Las vestidas de blanco

Las vestidas de blanco

ELOY ALBERTO TEJERA
A mi amigo extranjero le llamó poderosamente la atención el hecho. Al principio pensó que era una broma mía o que estaba tratando de tomarle el escaso pelo que le quedaba en la cabeza. Me preguntó que quién era la muchacha uniformada de blanco que vio en el cumpleaños. Le dije que era la persona del servicio, y que así se estaba estilando vestir a esas personas que desempeñaban ese trabajo. Entonces empezó a indagar y se dio con una realidad que le dolió mucho. A mí me también esto me resulta chocante.

Pero he de admitir que esto se está haciendo una costumbre burda en algunos círculos: los ricos y ciertas personas de clase media alta las visten así para diferenciarlas de las personas de la casa, para que cuando salen a las calles con ellas no vayan a creer que andan con ellas. O a confundirse.

Mi amigo se encontró eso de uniformar a esas mujeres una forma de humillación muy grande. Y también estúpida. Tenía razón con ambas apreciaciones. Yo mismo he observado la situación en varias ocasiones, cuando, por ejemplo, camino por la zona colonial, y veo que llegan estas familias de narices paradas, con el niño muy sano, la doña de moño alto y el respectivo don, con la «sirvienta»: aquella muchacha uniformada de blanco.

He observado en ellas una tristeza algo patética.

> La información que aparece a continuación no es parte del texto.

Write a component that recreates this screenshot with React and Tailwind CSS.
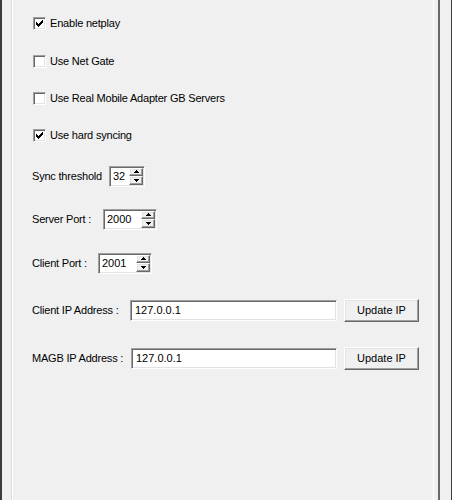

O una vegüenza horrible.

Vestir a esas muchachas y mujeres de blanco o uniformarlas es una forma de marcarlas. O de recordarles que están en una categoría social inferior, y que como vacas hay que estamparlas. Y es que las muchachas de blanco pertenecen a ese nuevo paisaje citadino de crueldad a que nos somete este tiempo, donde quienes conducen yipetas  – personas de todos los colores: negros, blancos, mulatos – no tienen el más mínino respeto por el peatón. La vulgaridad y lo salvaje caracterizan a esos que van encumbrados en sus yipetas creyéndose que han comprado además de la yipeta, las calles y el derecho a atropellar a cualquiera.

Pero volviendo al tema, es ridículo eso de vestirlas de blanco. Por esa muestra debe uno imaginarse qué debe estar pasando por la mente de esta gente. Ah pobre aristocracia nuestra, pobres nuevos ricos, que tienen que uniformar a esas pobres mujeres para poder diferenciarse de ellas.

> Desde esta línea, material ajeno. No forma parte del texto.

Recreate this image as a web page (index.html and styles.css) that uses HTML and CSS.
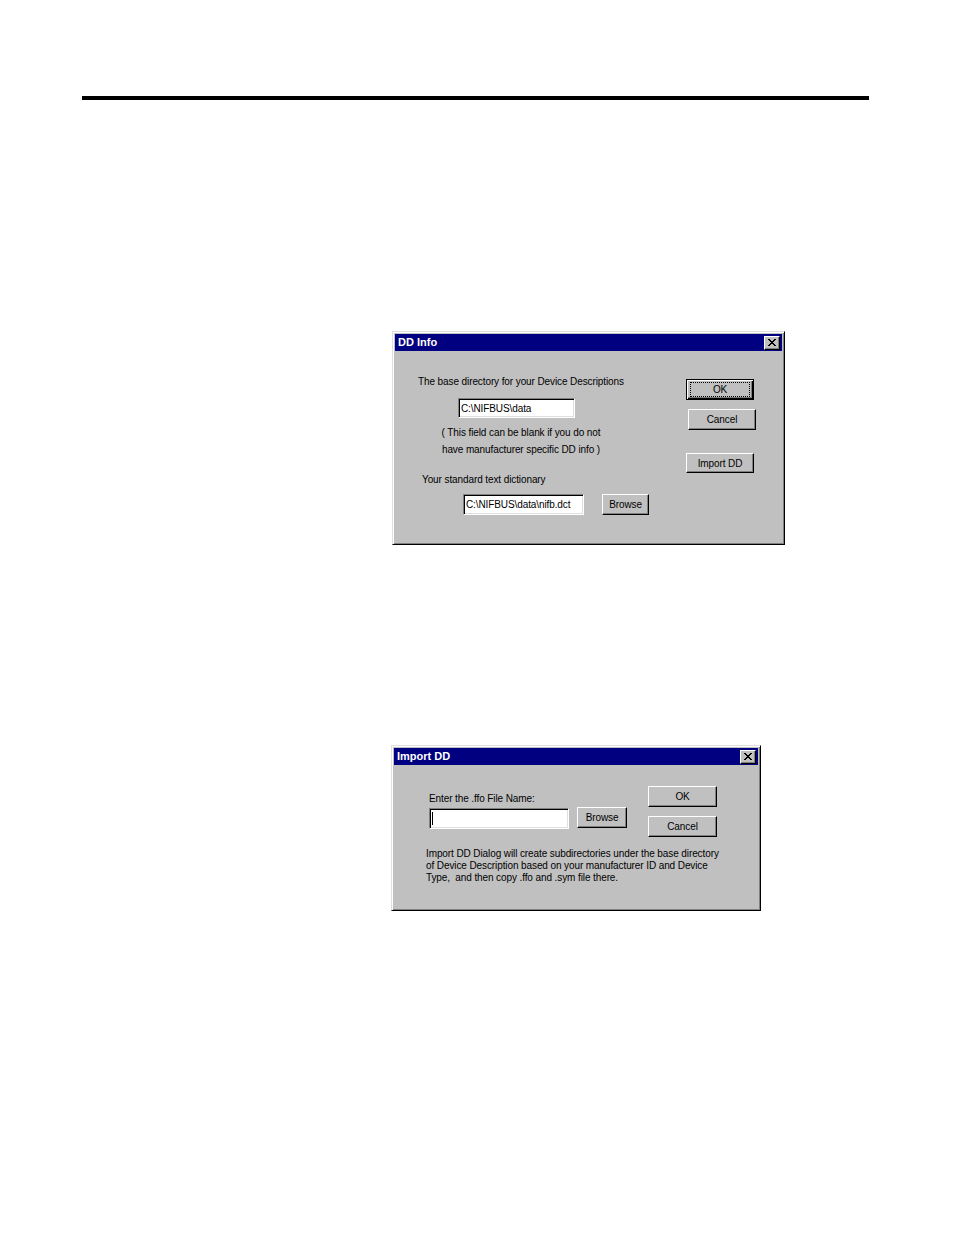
FILE: index.html
```html
<!DOCTYPE html>
<html>
<head>
<meta charset="utf-8">
<link rel="stylesheet" href="styles.css">
</head>
<body>
<div class="page">
  <div class="rule"></div>

  <div class="dialog dlg-info">
    <div class="titlebar">
      <span class="title">DD Info</span>
      <span class="close"><svg width="8" height="7" viewBox="0 0 8 7"><path d="M0 0h2v1h1v1h2v-1h1v-1h2v1h-1v1h-1v1h-1v1h1v1h1v1h1v1h-2v-1h-1v-1h-2v1h-1v1h-2v-1h1v-1h1v-1h1v-1h-1v-1h-1v-1h-1z" fill="#000"/></svg></span>
    </div>
    <div class="body info-body">
      <div class="col-left">
        <div class="label l-base">The base directory for your Device Descriptions</div>
        <div class="field f-base">C:\NIFBUS\data</div>
        <div class="note">( This field can be blank if you do not<br>have manufacturer specific DD info )</div>
        <div class="label l-dict">Your standard text dictionary</div>
        <div class="row r-dict">
          <div class="field f-dict">C:\NIFBUS\data\nifb.dct</div>
          <div class="btn b-browse1">Browse</div>
        </div>
      </div>
      <div class="col-right">
        <div class="btn default b-ok1"><span class="focus">OK</span></div>
        <div class="btn b-cancel1">Cancel</div>
        <div class="btn b-import">Import DD</div>
      </div>
    </div>
  </div>

  <div class="dialog dlg-import">
    <div class="titlebar">
      <span class="title">Import DD</span>
      <span class="close"><svg width="8" height="7" viewBox="0 0 8 7"><path d="M0 0h2v1h1v1h2v-1h1v-1h2v1h-1v1h-1v1h-1v1h1v1h1v1h1v1h-2v-1h-1v-1h-2v1h-1v1h-2v-1h1v-1h1v-1h1v-1h-1v-1h-1v-1h-1z" fill="#000"/></svg></span>
    </div>
    <div class="body import-body">
      <div class="top-row">
        <div class="col-left2">
          <div class="label l-ffo">Enter the .ffo File Name:</div>
          <div class="row r-ffo">
            <div class="field f-ffo"><span class="caret"></span></div>
            <div class="btn b-browse2">Browse</div>
          </div>
        </div>
        <div class="col-right2">
          <div class="btn b-ok2">OK</div>
          <div class="btn b-cancel2">Cancel</div>
        </div>
      </div>
      <div class="para">Import DD Dialog will create subdirectories under the base directory<br>of Device Description based on your manufacturer ID and Device<br>Type,&nbsp; and then copy .ffo and .sym file there.</div>
    </div>
  </div>
</div>
</body>
</html>
```

FILE: styles.css
```css
html, body {
  margin: 0;
  padding: 0;
  background: #fff;
}
.page {
  width: 954px;
  height: 1235px;
  overflow: hidden;
  font-family: "Liberation Sans", Arial, sans-serif;
  color: #000;
}
.rule {
  margin-left: 82px;
  margin-top: 96px;
  width: 787px;
  height: 4px;
  background: #000;
}

/* Window frame */
.dialog {
  box-sizing: border-box;
  background: #c0c0c0;
  border: 1px solid;
  border-color: #dfdfdf #000 #000 #dfdfdf;
  box-shadow: inset 1px 1px 0 #fff, inset -1px -1px 0 #808080;
  padding: 2px;
}
.dlg-info {
  margin-left: 392px;
  margin-top: 231px;
  width: 393px;
  height: 214px;
}
.dlg-import {
  margin-left: 391px;
  margin-top: 200px;
  width: 370px;
  height: 166px;
}
.titlebar {
  height: 17px;
  background: #000080;
  display: flex;
  align-items: center;
  justify-content: space-between;
  padding: 0 2px 0 3px;
}
.title {
  color: #fff;
  font-weight: bold;
  font-size: 11px;
  line-height: 17px;
}
.close {
  box-sizing: border-box;
  width: 16px;
  height: 14px;
  background: #c0c0c0;
  border: 1px solid;
  border-color: #fff #000 #000 #fff;
  box-shadow: inset -1px -1px 0 #808080;
  display: flex;
  align-items: center;
  justify-content: center;
}

/* Common controls */
.label, .note, .para, .btn, .field {
  font-size: 10px;
  letter-spacing: -0.1px;
}
.label {
  line-height: 12px;
  white-space: nowrap;
}
.field {
  box-sizing: border-box;
  background: #fff;
  border: 1px solid;
  border-color: #808080 #fff #fff #808080;
  box-shadow: inset 1px 1px 0 #000, inset -1px -1px 0 #dfdfdf;
  padding: 0 2px;
  display: flex;
  align-items: center;
  white-space: nowrap;
  overflow: hidden;
}
.btn {
  box-sizing: border-box;
  background: #c0c0c0;
  border: 1px solid;
  border-color: #fff #000 #000 #fff;
  box-shadow: inset -1px -1px 0 #808080;
  display: flex;
  align-items: center;
  justify-content: center;
  white-space: nowrap;
}
.btn.default {
  border: 1px solid #000;
  box-shadow: inset 1px 1px 0 #fff, inset -1px -1px 0 #000, inset -2px -2px 0 #808080;
}
.focus {
  box-sizing: border-box;
  width: 60px;
  height: 15px;
  border: 1px dotted #000;
  display: flex;
  align-items: center;
  justify-content: center;
}
.row {
  display: flex;
  align-items: flex-start;
}

/* DD Info */
.info-body {
  display: grid;
  grid-template-columns: 291px 72px;
}
.l-base { margin: 25px 0 0 23px; }
.f-base { margin: 10px 0 0 63px; width: 117px; height: 20px; }
.note {
  margin: 6px 0 0 41px;
  width: 170px;
  text-align: center;
  line-height: 17px;
}
.l-dict { margin: 16px 0 0 27px; }
.r-dict { margin: 8px 0 0 68px; }
.f-dict { width: 121px; height: 21px; }
.b-browse1 { margin-left: 18px; width: 47px; height: 21px; }
.col-right { display: flex; flex-direction: column; align-items: flex-start; }
.b-ok1 { margin-top: 28px; width: 68px; height: 21px; }
.b-cancel1 { margin: 9px 0 0 2px; width: 68px; height: 21px; }
.b-import { margin-top: 23px; width: 68px; height: 20px; }

/* Import DD */
.top-row { display: flex; }
.col-left2 { width: 254px; padding-left: 35px; box-sizing: border-box; }
.l-ffo { margin-top: 28px; }
.r-ffo { margin-top: 3px; }
.f-ffo { width: 140px; height: 21px; }
.caret { width: 1px; height: 13px; background: #000; }
.b-browse2 { margin: -1px 0 0 8px; width: 50px; height: 21px; }
.col-right2 { display: flex; flex-direction: column; }
.b-ok2 { margin-top: 21px; width: 69px; height: 21px; }
.b-cancel2 { margin-top: 9px; width: 69px; height: 21px; }
.para {
  margin: 11px 0 0 32px;
  line-height: 12px;
  white-space: nowrap;
}
```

Anteriormente esto no funcionaba así. La muchacha que «trabajaba» en la casa se integraba a la familia. Eran una más del cónclave familiar. Era una especie de nana especial, con todos los privilegios del mismo dueño de la casa.

El fenómeno de uniformar se está extendiendo y se está haciendo ya una costumbre hasta cierto punto bárbara, anacrónica, sin sentido. Hay que recalcarlo: Pobres ricos, pobre aristocracia nuestra, tiene que vestir así a las que les dan servicio para poder diferenciarse de ellas.

Tienen que llamarlas sirvientas para poder sentirse jefes. No está ya esa aristocracia que trataba con respeto a quien le acomodaba la casa, a quien le atendía a los niños, a quien le cuidaba en definitiva el alma, pues era la encargada de los asuntos no menos triviales de la casa: como eso de preparar los alimentos que se llevaba uno a la boca, de lavar la ropa que definitivamente terminaba arropando los miseriosos y endebles cuerpos.

Sé que la nueva aristocracia nuestra, tan rancia, tan estúpida y ocupada en viajes a Miami y en salir en las portadas de las revistas, no va a reflexionar sobre este tema. Nuestros nuevos ricos no tienen el sentido de la ecuanimidad y de sentir la vergüenza ajena. Por lo pronto, hay que  acostumbrarse a ver a estas muchachas y saber que continuarán multiplicándose, pues bien se sabe que como los monos, los ricos estúpidos, copian.

Ellos como tontos al fin, no saben que vistiéndolas a ellas de esa manera, desnudan sus miserias humanas más horripilantes.